The Wisconsin Employment Relations Commission (WERC) ruled on Nov. 25 that UW Health hospital is not legally required to recognize or negotiate a contract with the recently created nurses union, UW Nurses United, or negotiate contracts.
The WERC’s ruling found UW Health was not subject to the Wisconsin Peace Act under Act 10, meaning it is up to UW Health to determine whether they will recognize and broker a contract with the nurses union.
Act 10, passed in 2011 under former Republican Gov. Scott Walker, restricted most unions and collective bargaining rights for public workers and sparked months of protests upon its passing.
UW Nurses United and the UW hospital previously agreed in September to let the WERC judge the union's legality in exchange for no strikes and monthly meetings between nurses and the hospitals.
UW Health nurses Mary Jorgensen, Colin Gillis and Sarah Langland dissented from the WERC’s decision in a statement issued last week.
"The opinion by the Wisconsin Employment Relations Commission (WERC) does not impact our union membership or the Meet and Discuss process at UW Health,” the nurses said. “While we respect WERC, we do not agree with its opinion that UW Health nurses are excluded from the Employment Peace Act."
UW Nurses plan to appeal the commission's decision through state courts and petition for a union election with the National Labor Relations Board, according to their statement.
UW Health may be able to voluntarily recognize the nurses union even if they are not legally required to recognize it, according to a formal opinion released by Attorney General Josh Kaul in June. However, UW Health plans to petition the Wisconsin Supreme Court for legal clarity on the issue, according to the Milwaukee Journal Sentinel.
Senate Minority Leader Melissa Agard (D-Madison) voiced her support for the nurses and expressed disappointment in the WERC’s decision in a statement Monday.
"While the decision by WERC is disappointing, it is not surprising,” Agard said. “More importantly, WERC's decision does not change the September agreement between nurses and the administration."
UW Health nurses, management, Gov.

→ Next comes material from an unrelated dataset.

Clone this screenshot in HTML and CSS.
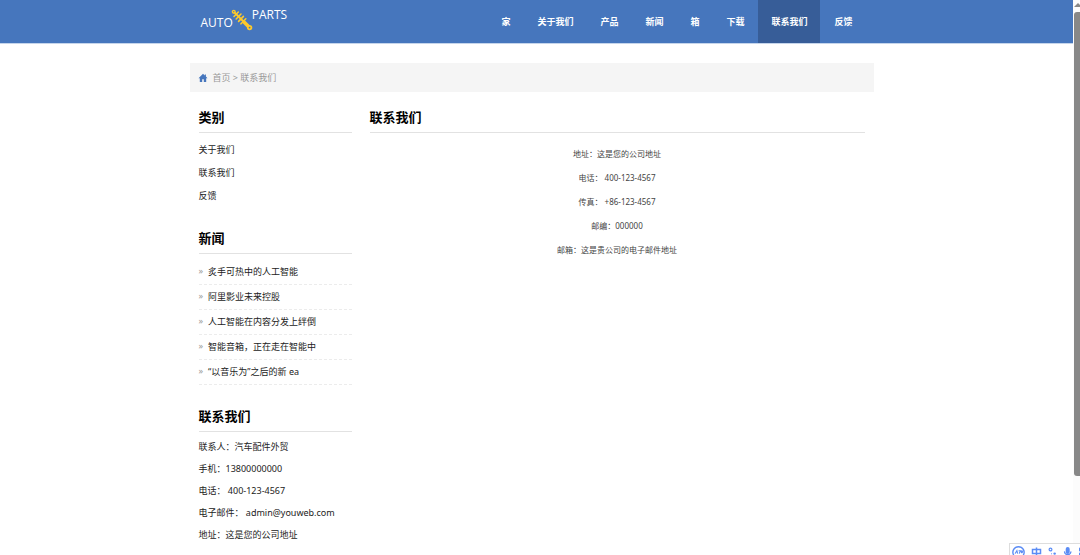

Tony Evers and Service Employees International Union Healthcare Wisconsin (SEIU) reached a historic agreement in September to jointly address UW nurses’ concerns and create a path towards quality patient care and nurse retention at UW hospitals.
While the agreement did not officially recognize the Nurses Union, it offered hope for better relations between the nurses and UW Health executives for the first time since a previous nurses union contract expired in 2014.
An estimated 2,600 nurses of UW Nurses United remained unified to find a collective bargaining solution despite last week’s legal setback.
"UW nurses are at the forefront of a national movement of working people – Black, brown, AAPI, white and indigenous – who are organizing across race, place and industry,” UW Nurses United said in a statement. “We are continuing to build our union and work collectively with the administration to ensure UW Health is the best place to work and receive care."